The report indicated which recommendations could be progressed in the short term (1 year), medium term (2 to 5 years) or long term (5+ years). Where appropriate, those recommendations which could not be implemented under present EU law are identified.

Original Call for Evidence and CTG response

Following the publication of an interim report on its review of the UK’s VAT system, the OTS opened a call for evidence to help develop its ideas on how to create a sustainable VAT system for the future that imposes minimal burdens on business.

Following a meeting with the OTS Review team and consultation with members, CTG submitted a detailed response to the consultation.

In the response CTG welcomes the efforts being made to reduce unnecessary bureaucracy and to simplify the VAT system. This is long overdue and reform would have a positive impact in terms of administrative costs for charities. However, we noted that it is important that this process does not result in inadvertent costs for charities and there is no removal of the invaluable zero rates charities benefit from.

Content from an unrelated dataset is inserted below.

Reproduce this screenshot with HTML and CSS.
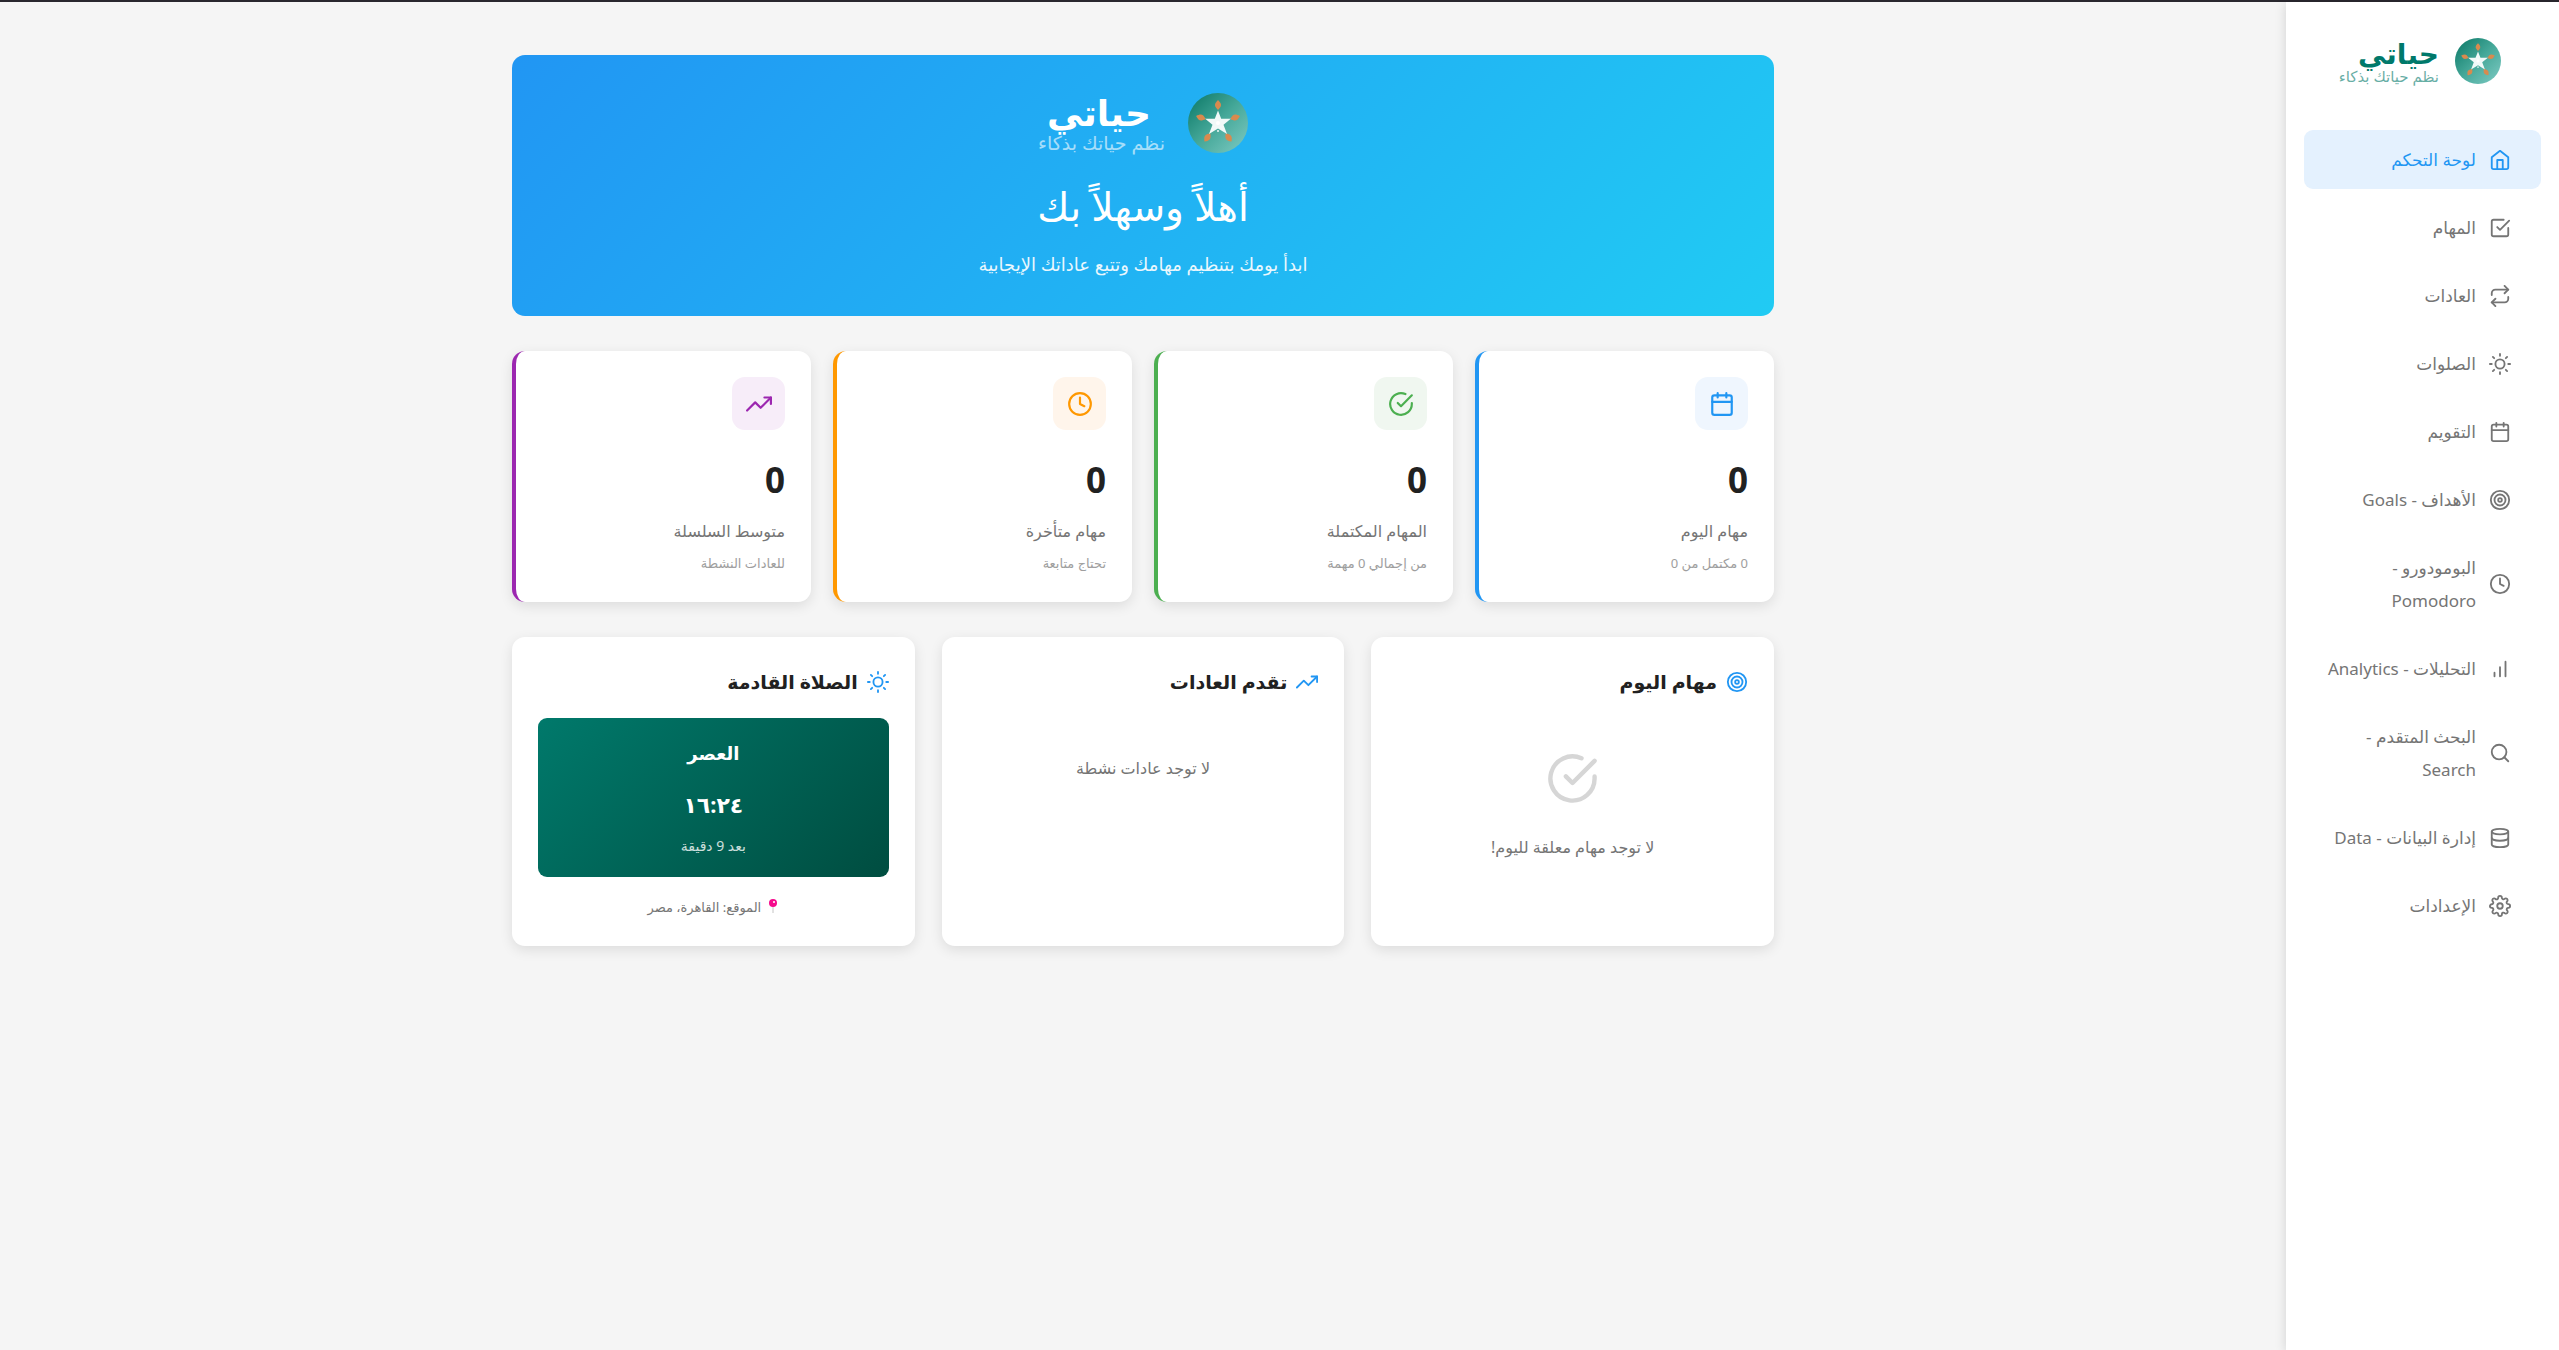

CTG identified the Review as an important opportunity to address long-standing structural obstacles facing charities in the VAT system, be that through the introduction of a special refund scheme for charities in relation to their non-business activities, or by extending the existing reduced and zero rates on supplies to charities to cover all supplies to charities in addition to the reduced rate for supplies by charities.

CTG’s response also commented on the specific technical and practical questions raised in the review, on topics including partial exemption, VAT registration threshold, guidance and penalties. The response provided detailed feedback on the scope of existing reduced and zero rates and recommendations for improvements, particularly in relation to scope of the RCP definition and other charity specific reliefs.